Thursday, December 01, 2011

Places Where Bigfoot Might be Hiding: The Internet

Because apparently it is a poorly explored place.

Bigfoot blog finds amazing article on translation of ancient texts discussing 10th century communication between Chinese Imperial scholars and Yeti.

Blog post actually links to the original source

But apparently, this, and the name of the author (Tim Pulju) was not sufficient to show that the source is in fact, a satirical publication, a The Onion for linguistics.

I mean, that would require looking to the fourth-down return if you google "Tim Pulju"

To be fair, many of the comments on that blog post guess that it is likely satire but others suggested it could be a real journal article,or some sort of misunderstanding. While I approve that some were able to recognize the satire, that no one even bothered to take 15 seconds and actually find out, is the real problem. You don't even need to type if that is too much effort, just copy and paste and click.
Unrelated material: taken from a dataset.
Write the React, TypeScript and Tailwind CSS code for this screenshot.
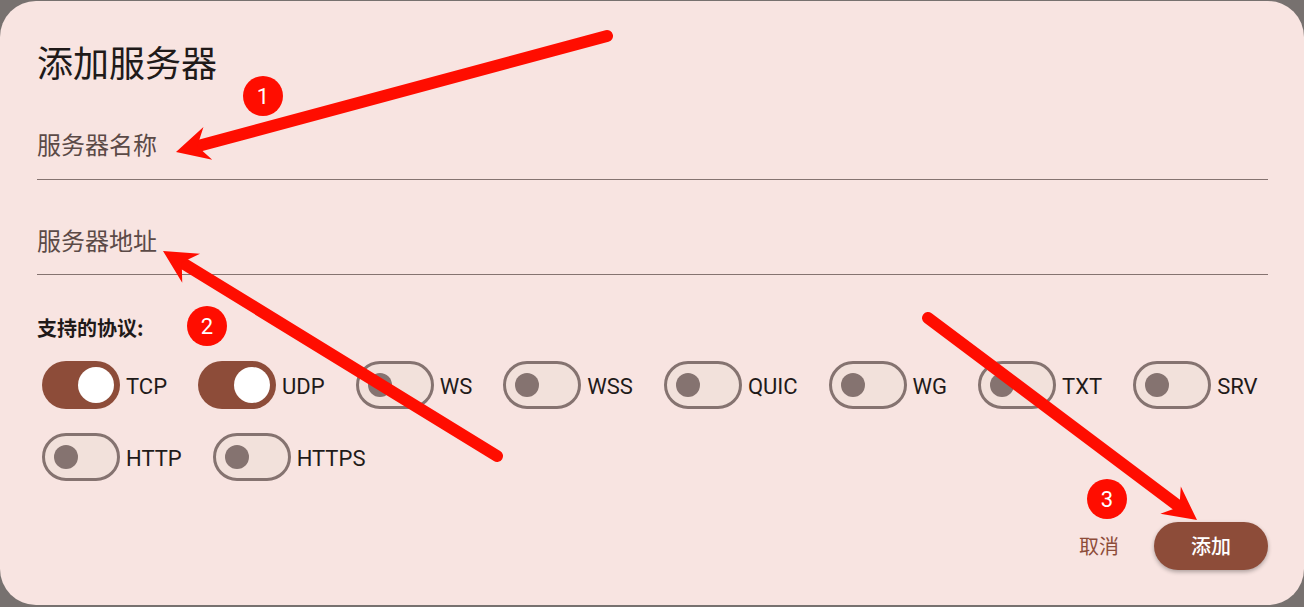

I have heard professors say they don't like their students to use internet sources for their work. I think this is an excellent example of why they should be using the internet, under the guidance and training of a professional researcher (as any professor is).
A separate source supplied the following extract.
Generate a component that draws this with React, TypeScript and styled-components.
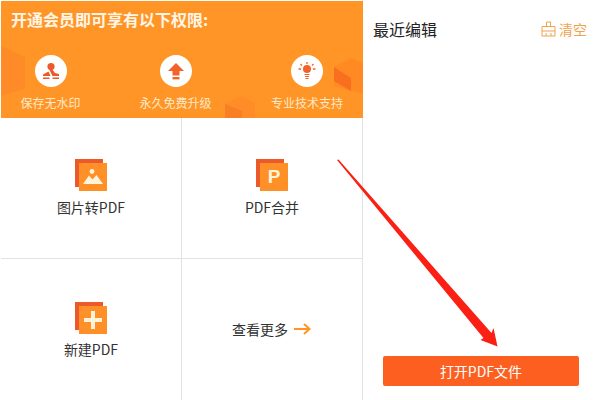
import React from "react";
import styled, { createGlobalStyle } from "styled-components";

const GlobalStyle = createGlobalStyle`
  html, body {
    margin: 0;
    padding: 0;
    background: #fff;
    font-family: "Noto Sans CJK SC", "Liberation Sans", sans-serif;
  }
`;

const Page = styled.div`
  position: relative;
  width: 600px;
  height: 400px;
  display: flex;
  overflow: hidden;
  background: #fff;
`;

const LeftColumn = styled.div`
  width: 363px;
  height: 400px;
  box-sizing: border-box;
  padding-left: 1px;
  padding-top: 1px;
  border-right: 1px solid #e2e2e2;
  display: flex;
  flex-direction: column;
`;

const Banner = styled.div`
  position: relative;
  height: 117px;
  background: #ff9526;
  overflow: hidden;
  margin-right: -1px;
  flex-shrink: 0;
`;

const BannerTitle = styled.div`
  padding: 6px 0 0 10px;
  height: 24px;
  font-size: 16px;
  line-height: 24px;
  font-weight: 700;
  color: #fff6e6;
`;

const PerkRow = styled.div`
  position: relative;
  display: grid;
  grid-template-columns: 99px 151px 112px;
  margin-top: 24px;
`;

const Perk = styled.div`
  display: flex;
  flex-direction: column;
  align-items: center;
  gap: 7px;
`;

const PerkIcon = styled.div`
  width: 32px;
  height: 32px;
  border-radius: 50%;
  background: #fff;
  display: flex;
  align-items: center;
  justify-content: center;
`;

const PerkLabel = styled.div`
  font-size: 12px;
  line-height: 18px;
  color: #ffe9c8;
  white-space: nowrap;
`;

const Decor = styled.svg`
  position: absolute;
  top: 0;
  left: 0;
`;

const Tiles = styled.div`
  flex: 1;
  display: grid;
  grid-template-columns: 181px 180px;
  grid-template-rows: 141px 141px;
`;

const Tile = styled.div<{ $right?: boolean; $bottom?: boolean }>`
  box-sizing: border-box;
  display: flex;
  flex-direction: column;
  align-items: center;
  padding-top: ${(p) => (p.$bottom ? "43px" : "41px")};
  gap: ${(p) => (p.$bottom ? "5px" : "6px")};
  border-right: ${(p) => (p.$right ? "none" : "1px solid #e2e2e2")};
  border-bottom: ${(p) => (p.$bottom ? "none" : "1px solid #e2e2e2")};
`;

const TileIcon = styled.div`
  position: relative;
  width: 32px;
  height: 32px;
`;

const IconBack = styled.div`
  position: absolute;
  left: 0;
  top: 0;
  width: 28px;
  height: 28px;
  background: #ea5a2a;
`;

const IconFront = styled.div`
  position: absolute;
  left: 4px;
  top: 4px;
  width: 28px;
  height: 28px;
  background: #ff9028;
  display: flex;
  align-items: center;
  justify-content: center;
  color: #fff3dc;
  font-size: 19px;
  font-weight: 700;
  font-family: "Liberation Sans", sans-serif;
`;

const TileLabel = styled.div`
  font-size: 14px;
  line-height: 20px;
  color: #333;
`;

const MoreTile = styled.div`
  display: flex;
  align-items: center;
  justify-content: center;
  gap: 5px;
  font-size: 14px;
  color: #333;
  padding: 0 1px 1px 0;
`;

const RightColumn = styled.div`
  flex: 1;
  display: flex;
  flex-direction: column;
  padding: 0 13px 14px 10px;
`;

const RightHeader = styled.div`
  display: flex;
  align-items: center;
  justify-content: space-between;
  height: 58px;
`;

const RightTitle = styled.div`
  font-size: 16px;
  color: #222;
`;

const ClearLink = styled.div`
  display: flex;
  align-items: center;
  gap: 3px;
  font-size: 14px;
  color: #f2a24c;
`;

const Spacer = styled.div`
  flex: 1;
`;

const OpenButton = styled.div`
  width: 196px;
  height: 30px;
  margin-left: 10px;
  background: #fc5f20;
  border-radius: 2px;
  color: #fff;
  font-size: 14px;
  display: flex;
  align-items: center;
  justify-content: center;
`;

const Overlay = styled.svg`
  position: absolute;
  left: 0;
  top: 0;
  pointer-events: none;
`;

export default function App() {
  return (
    <Page>
      <GlobalStyle />
      <LeftColumn>
        <Banner>
          <Decor width="363" height="117" viewBox="0 0 363 117">
            <path d="M0 45 L24 56 L24 88 L0 95 Z" fill="#ff8a28" />
            <path d="M333 66 L350 57 L362 62 L362 92 L350 90 L333 85 Z" fill="#ff8a24" />
            <path d="M333 66 L350 77 L350 90 L333 80 Z" fill="#f8701f" />
            <path d="M224 103 L240 95 L254 102 L254 117 L224 117 Z" fill="#ff8c26" />
            <path d="M224 103 L241 110 L241 117 L224 117 Z" fill="#f87f24" />
          </Decor>
          <BannerTitle>开通会员即可享有以下权限:</BannerTitle>
          <PerkRow>
            <Perk>
              <PerkIcon>
                <svg width="20" height="20" viewBox="0 0 20 20">
                  <circle cx="10" cy="5.5" r="3.6" fill="#ea5a2a" />
                  <path d="M8 8 L11 8 L14 12 L18 13 L18 15 L11.5 15 Z" fill="#ea5a2a" />
                  <path d="M7.5 10.5 L9.5 15 L2 15 L2 13.5 Z" fill="#ea5a2a" />
                  <path d="M2 16.5 H8.5 V18 H2 Z M11.5 16.5 H18 V18 H11.5 Z" fill="#ea5a2a" />
                </svg>
              </PerkIcon>
              <PerkLabel>保存无水印</PerkLabel>
            </Perk>
            <Perk>
              <PerkIcon>
                <svg width="18" height="20" viewBox="0 0 18 20">
                  <path d="M9 2 L17 10 H12.5 V14.5 H5.5 V10 H1 Z" fill="#f2622a" />
                  <rect x="5.5" y="16" width="7" height="2.4" fill="#f2622a" />
                </svg>
              </PerkIcon>
              <PerkLabel>永久免费升级</PerkLabel>
            </Perk>
            <Perk>
              <PerkIcon>
                <svg width="20" height="20" viewBox="0 0 20 20">
                  <circle cx="10" cy="8" r="4" fill="#f2622a" />
                  <path d="M10 1 V3 M3.5 3 L5 4.5 M16.5 3 L15 4.5 M1.5 8 H4 M16 8 H18.5" stroke="#f2622a" strokeWidth="1.3" />
                  <path d="M7.5 13.5 H12.5 M8 15.5 H12 M8.5 17.5 H11.5" stroke="#f2622a" strokeWidth="1" />
                </svg>
              </PerkIcon>
              <PerkLabel>专业技术支持</PerkLabel>
            </Perk>
          </PerkRow>
        </Banner>
        <Tiles>
          <Tile>
            <TileIcon>
              <IconBack />
              <IconFront>
                <svg width="24" height="20" viewBox="0 0 24 20">
                  <circle cx="11" cy="4.5" r="2.4" fill="#fff3dc" />
                  <path d="M2 17 L8 8.5 L11.5 12.5 L15.5 8 L22 17 Z" fill="#fff3dc" />
                </svg>
              </IconFront>
            </TileIcon>
            <TileLabel>图片转PDF</TileLabel>
          </Tile>
          <Tile $right>
            <TileIcon>
              <IconBack />
              <IconFront>P</IconFront>
            </TileIcon>
            <TileLabel>PDF合并</TileLabel>
          </Tile>
          <Tile $bottom>
            <TileIcon>
              <IconBack />
              <IconFront>
                <svg width="20" height="20" viewBox="0 0 20 20">
                  <path d="M8 1 H12 V8 H19 V12 H12 V19 H8 V12 H1 V8 H8 Z" fill="#fff3dc" />
                </svg>
              </IconFront>
            </TileIcon>
            <TileLabel>新建PDF</TileLabel>
          </Tile>
          <MoreTile>
            查看更多
            <svg width="18" height="12" viewBox="0 0 18 12">
              <path d="M1 6 H16 M11 1 L16.5 6 L11 11" fill="none" stroke="#ff9526" strokeWidth="2" />
            </svg>
          </MoreTile>
        </Tiles>
      </LeftColumn>
      <RightColumn>
        <RightHeader>
          <RightTitle>最近编辑</RightTitle>
          <ClearLink>
            <svg width="15" height="16" viewBox="0 0 15 16">
              <path d="M5.5 5.5 V1 H9.5 V5.5 M1 5.5 H14 V15 H1 Z M1 10 H14 M5 15 V12 M10 15 V12" fill="none" stroke="#f2a24c" strokeWidth="1" />
            </svg>
            清空
          </ClearLink>
        </RightHeader>
        <Spacer />
        <OpenButton>打开PDF文件</OpenButton>
      </RightColumn>
      <Overlay width="600" height="400" viewBox="0 0 600 400">
        <path d="M337 160 L338.5 159.5 L491.5 333 L493.5 328 L497.5 346.5 L480.5 340 L483.5 338 Z" fill="#fb1f14" />
      </Overlay>
    </Page>
  );
}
In my classes, especially my introductory classes, I have decided to do two things in addition to the standard curriculum of whatever the class is.

1.) If at all applicable, address pseudoscience and mysticism that routinely gets associated with anthropology and archaeology (the subjects I teach). They are so intertwined in the popular imagination, it seems like we have a professional obligation to hit this stuff head-on, not ignore it and hope it goes away. That didn't work for evolutionary biology, it won't work for us.

2.) Have my students use the internet to look things up, especially early on in the class, and to critique how they found information, identify warning signs a site is not reliable, and suggest productive alternative strategies and practices.